Of the four leads, it’s Freeman and Kline who come off best but that’s because they’ve got slightly more to work with (and Kline can do this sort of thing in his sleep).  Douglas looks uncomfortable, as if he really would like to be marrying a 32-year-old, while De Niro is just uncomfortable to watch.  Despite the number of comedies he’s made in the last twenty years, De Niro still fumbles the ball when it comes to humour.
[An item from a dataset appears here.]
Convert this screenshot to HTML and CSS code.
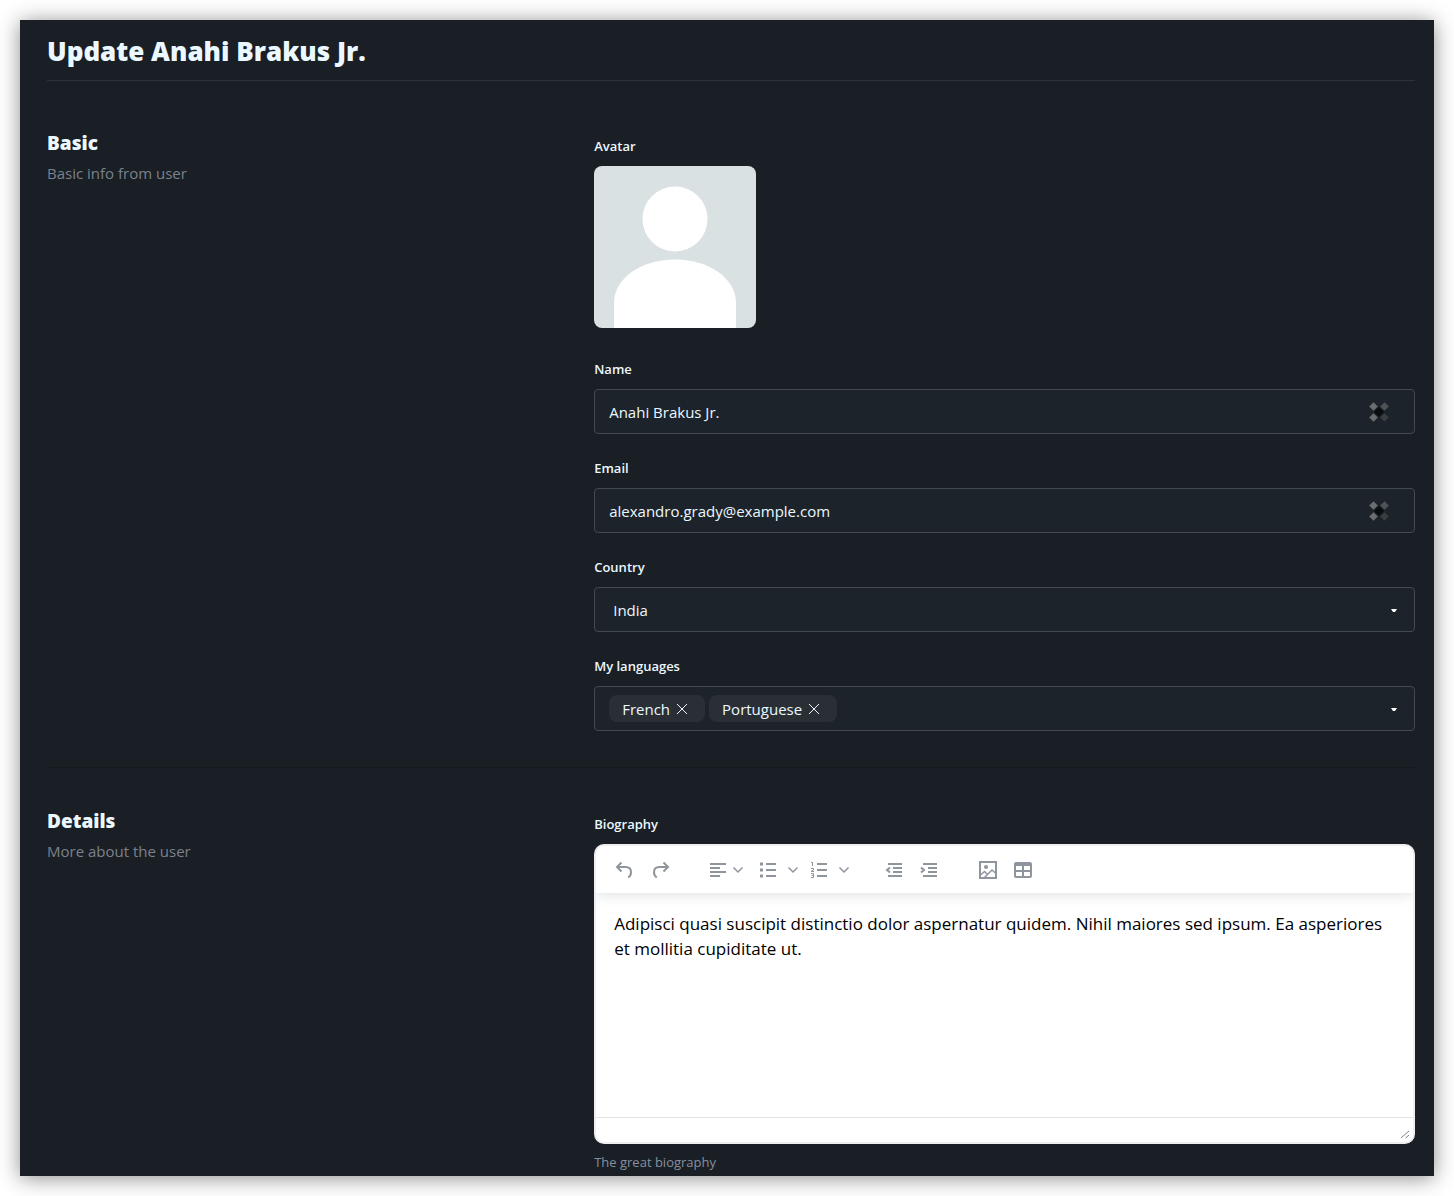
FILE: index.html
```html
<!DOCTYPE html>
<html lang="en">
  <head>
    <meta charset="UTF-8" />
    <meta name="viewport" content="width=device-width, initial-scale=1.0" />
    <title>Update Anahi Brakus Jr.</title>
    <link rel="stylesheet" href="styles.css">
  </head>
  <body>
    <form class="panel">
      <h1>Update Anahi Brakus Jr.</h1>

      <section class="section">
        <div class="intro">
          <h2>Basic</h2>
          <p>Basic info from user</p>
        </div>
        <div class="fields">
          <div class="form-group avatar-group">
            <span class="label">Avatar</span>
            <svg class="avatar" viewBox="0 0 162 162" role="img" aria-label="Avatar">
              <rect width="162" height="162" fill="#dae1e3" />
              <circle cx="81" cy="53" r="32.5" fill="#fff" />
              <path d="M20 162V137C20 113 46 93.500 81 93.500S142 113 142 137V162Z" fill="#fff" />
            </svg>
          </div>

          <div class="form-group">
            <label class="label" for="name">Name</label>
            <div class="control">
              <input class="box" type="text" id="name" name="name" value="Anahi Brakus Jr." />
              <svg class="autofill" viewBox="0 0 22 22" aria-hidden="true">
                <path d="M11 6 16 11 11 16 6 11Z" fill="#0b0e11" />
                <path d="M5.500 1.200 9.800 5.500 5.500 9.800 1.200 5.500Z" fill="#6b6e71" />
                <path d="M16.500 1.200 20.800 5.500 16.500 9.800 12.200 5.500Z" fill="#505355" />
                <path d="M5.500 12.200 9.800 16.500 5.500 20.800 1.200 16.500Z" fill="#6b6e71" />
                <path d="M16.500 12.200 20.800 16.500 16.500 20.800 12.200 16.500Z" fill="#3b3e40" />
              </svg>
            </div>
          </div>

          <div class="form-group">
            <label class="label" for="email">Email</label>
            <div class="control">
              <input class="box" type="email" id="email" name="email" value="alexandro.grady@example.com" />
              <svg class="autofill" viewBox="0 0 22 22" aria-hidden="true">
                <path d="M11 6 16 11 11 16 6 11Z" fill="#0b0e11" />
                <path d="M5.500 1.200 9.800 5.500 5.500 9.800 1.200 5.500Z" fill="#6b6e71" />
                <path d="M16.500 1.200 20.800 5.500 16.500 9.800 12.200 5.500Z" fill="#505355" />
                <path d="M5.500 12.200 9.800 16.500 5.500 20.800 1.200 16.500Z" fill="#6b6e71" />
                <path d="M16.500 12.200 20.800 16.500 16.500 20.800 12.200 16.500Z" fill="#3b3e40" />
              </svg>
            </div>
          </div>

          <div class="form-group">
            <label class="label" for="country">Country</label>
            <div class="control">
              <select class="box select" id="country" name="country">
                <option>India</option>
              </select>
              <svg class="caret" viewBox="0 0 6 3" aria-hidden="true"><path d="M0 0H6L4 3H2Z" /></svg>
            </div>
          </div>

          <div class="form-group">
            <span class="label" id="languages">My languages</span>
            <div class="control">
              <div class="box tags" role="group" aria-labelledby="languages">
                <span class="tag">French
                  <button type="button" aria-label="Remove French">
                    <svg viewBox="0 0 12 12"><path d="M1 1 11 11M11 1 1 11" /></svg>
                  </button>
                </span>
                <span class="tag">Portuguese
                  <button type="button" aria-label="Remove Portuguese">
                    <svg viewBox="0 0 12 12"><path d="M1 1 11 11M11 1 1 11" /></svg>
                  </button>
                </span>
              </div>
              <svg class="caret" viewBox="0 0 6 3" aria-hidden="true"><path d="M0 0H6L4 3H2Z" /></svg>
            </div>
          </div>
        </div>
      </section>

      <section class="section">
        <div class="intro">
          <h2>Details</h2>
          <p>More about the user</p>
        </div>
        <div class="fields">
          <div class="form-group">
            <label class="label" for="biography">Biography</label>
            <div class="editor">
              <div class="toolbar" role="toolbar" aria-label="Formatting">
                <div class="tools history">
                  <button type="button" aria-label="Undo">
                    <svg viewBox="0 0 18 18"><path d="M6.500 1.500 2 6l4.500 4.500M2 6h8.500c3.500 0 5.500 2.200 5.500 5.200 0 2.200-.8 4-2.800 5.300" /></svg>
                  </button>
                  <button type="button" aria-label="Redo">
                    <svg viewBox="0 0 18 18"><path d="M11.500 1.500 16 6l-4.500 4.500M16 6H7.500C4 6 2 8.200 2 11.200c0 2.200.8 4 2.800 5.300" /></svg>
                  </button>
                </div>
                <div class="tools lists">
                  <button type="button" class="align" aria-label="Align">
                    <svg viewBox="0 0 18 18"><path d="M1 3h16M1 7h10M1 11h16M1 15h10" /></svg>
                    <svg class="chevron" viewBox="0 0 12 8"><path d="m1.500 1.500 4.500 4.500 4.500-4.500" /></svg>
                  </button>
                  <button type="button" aria-label="Bullet list">
                    <svg viewBox="0 0 18 18"><path d="M7 3h10M7 9h10M7 15h10" /><path class="fill" d="M1 1.500h3v3H1zM1 7.500h3v3H1zM1 13.500h3v3H1z" /></svg>
                    <svg class="chevron" viewBox="0 0 12 8"><path d="m1.500 1.500 4.500 4.500 4.500-4.500" /></svg>
                  </button>
                  <button type="button" aria-label="Numbered list">
                    <svg viewBox="0 0 18 18"><path d="M7 3h10M7 9h10M7 15h10" /><path class="thin" d="M1 1.500h1.500V5M1 7.500h2.500V9L1 10.500h3M1 12.500h2.500v4H1M1.500 14.500h2" /></svg>
                    <svg class="chevron" viewBox="0 0 12 8"><path d="m1.500 1.500 4.500 4.500 4.500-4.500" /></svg>
                  </button>
                </div>
                <div class="tools indents">
                  <button type="button" aria-label="Decrease indent">
                    <svg viewBox="0 0 18 18"><path d="M3 3h14M8 7h9M8 11h9M3 15h14M5 6.500 2 9l3 2.500" /></svg>
                  </button>
                  <button type="button" aria-label="Increase indent">
                    <svg viewBox="0 0 18 18"><path d="M3 3h14M8 7h9M8 11h9M3 15h14M1 6.500 4 9l-3 2.500" /></svg>
                  </button>
                </div>
                <div class="tools">
                  <button type="button" aria-label="Insert image">
                    <svg viewBox="0 0 18 18"><path d="M1 1h16v16H1z" /><path class="slim" d="M1.500 14 5.500 10.500 8.500 13.500 13 9l4 3.500M5.500 16.500l3-3" /><circle class="fill" cx="7" cy="6" r="2" /></svg>
                  </button>
                  <button type="button" aria-label="Insert table">
                    <svg viewBox="0 0 18 18"><rect x="1" y="2" width="16" height="14" rx="1" /><path d="M1 3.500h16M1 10h16M9 5v11" /><path class="fill" d="M1 2h16v3H1z" /></svg>
                  </button>
                </div>
              </div>
              <textarea id="biography" name="biography">Adipisci quasi suscipit distinctio dolor aspernatur quidem. Nihil maiores sed ipsum. Ea asperiores et mollitia cupiditate ut.</textarea>
              <div class="statusbar">
                <svg viewBox="0 0 10 10" aria-hidden="true"><path d="M1 9 9 2M5.500 9 9 6" /></svg>
              </div>
            </div>
            <p class="help">The great biography</p>
          </div>
        </div>
      </section>
    </form>
  </body>
</html>
```
FILE: styles.css
```css
* {
  box-sizing: border-box;
}
body {
  margin: 0;
  padding: 20px;
  background: #fff;
  color: #ebf8ff;
  font-family: "Open Sans", "Noto Sans", sans-serif;
  font-size: 15px;
  line-height: 24px;
}
h1,
h2,
p {
  margin: 0;
}
.panel {
  padding: 12px 19px 4px 27px;
  background: #1a1e25;
  box-shadow: 0 2px 20px rgba(0, 0, 0, 0.45);
}
h1 {
  margin-bottom: 9px;
  padding-bottom: 10px;
  border-bottom: 1px solid #2e333a;
  font-size: 26px;
  font-weight: 800;
  line-height: 38px;
}
.section {
  display: grid;
  grid-template-columns: 2fr 3fr;
  padding: 46px 0 36px;
  border-bottom: 1px solid #15191d;
}
.section:last-child {
  padding-bottom: 0;
  border-bottom: 0;
}
h2 {
  margin-bottom: 6px;
  font-size: 19px;
  font-weight: 800;
}
.intro {
  margin-top: -5px;
}
.intro p {
  color: #7a828b;
}
.fields {
  display: flex;
  flex-direction: column;
  gap: 24px;
  min-width: 0;
}
.avatar-group {
  margin-bottom: 7px;
}
.label {
  display: block;
  margin-bottom: 10px;
  font-size: 13px;
  font-weight: 600;
  line-height: 20px;
}
.avatar {
  display: block;
  width: 162px;
  height: 162px;
  border-radius: 8px;
}
.control {
  position: relative;
}
.box {
  display: block;
  width: 100%;
  height: 45px;
  padding: 0 14px;
  border: 1px solid #434951;
  border-radius: 4px;
  background: #1d232a;
  color: inherit;
  font: inherit;
}
.select {
  padding-left: 18px;
  appearance: none;
}
.autofill {
  position: absolute;
  top: 12px;
  right: 25px;
  width: 22px;
  height: 22px;
}
.caret {
  position: absolute;
  top: 22px;
  right: 18px;
  width: 6px;
  height: 3px;
  fill: #fff;
}
.tags {
  display: flex;
  align-items: center;
  gap: 4px;
}
.tag {
  display: flex;
  align-items: center;
  gap: 6px;
  height: 27px;
  padding: 0 17px 0 13px;
  border-radius: 8px;
  background: #2a2f36;
}
button {
  display: flex;
  align-items: center;
  padding: 0;
  border: 0;
  background: none;
  cursor: pointer;
}
.tag svg {
  width: 12px;
  height: 12px;
  fill: none;
  stroke: #ebf8ff;
}
.editor {
  overflow: hidden;
  border: 2px solid #eee;
  border-radius: 10px;
  background: #fff;
}
.toolbar {
  display: flex;
  gap: 35px;
  height: 47px;
  padding: 0 19px;
  box-shadow: 0 2px 12px rgba(34, 47, 62, 0.14);
}
.tools {
  display: flex;
  align-items: center;
  gap: 17px;
}
.history {
  gap: 19px;
  padding-right: 4px;
}
.lists {
  gap: 11px;
}
.indents {
  padding-right: 6px;
}
.tools button {
  gap: 10px;
}
.tools .align {
  gap: 5px;
  padding-right: 4px;
}
.tools svg {
  width: 18px;
  height: 18px;
  fill: none;
  stroke: #8f959d;
  stroke-width: 2;
}
.tools .chevron {
  width: 12px;
  height: 8px;
  stroke-width: 1.5;
}
.tools .fill {
  fill: #8f959d;
  stroke: none;
}
.tools .thin {
  stroke-width: 1;
}
.tools .slim {
  stroke-width: 1.5;
}
textarea {
  display: block;
  width: 100%;
  height: 224px;
  padding: 18px;
  border: 0;
  background: transparent;
  color: #000;
  font: inherit;
  font-size: 17px;
  line-height: 25px;
  resize: none;
}
.statusbar {
  display: flex;
  align-items: flex-end;
  justify-content: flex-end;
  height: 25px;
  padding: 3px;
  border-top: 1px solid #e3e3e3;
}
.statusbar svg {
  width: 10px;
  height: 10px;
  fill: none;
  stroke: #7d838a;
}
.help {
  margin-top: 8px;
  color: #8590a0;
  font-size: 13px;
  line-height: 20px;
}
```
Here he looks like the guy who not only doesn’t get the joke, but isn’t even aware that a joke’s been told (it doesn’t help that Paddy has to remain angry with Billy for most of the movie).  Steenburgen does well as the singer with a heart of gold, but isn’t given much to do other than listen to the travails of the four friends, or warble a couple of songs.  Of the rest of the cast, only Malco stands out, as the organiser of Billy’s stag party.

The movie is adequately directed by Turteltaub, and there’s fun to be had from seeing a slightly different side of Las Vegas than the one normally seen, but without the committed performances of its leads, and the better-than-expected humour in the script, Last Vegas would be a waste of time and effort.  That it partially succeeds is therefore a surprise, and a pleasant one at that.

Rating: 7/10 – worth seeing for Freeman and Kline alone, and the rare sight of De Niro having a DJ’s crotch thrust at his face repeatedly, Last Vegas works a lot better than you’d think; no awards winner, it’s true, but a pleasing diversion nevertheless.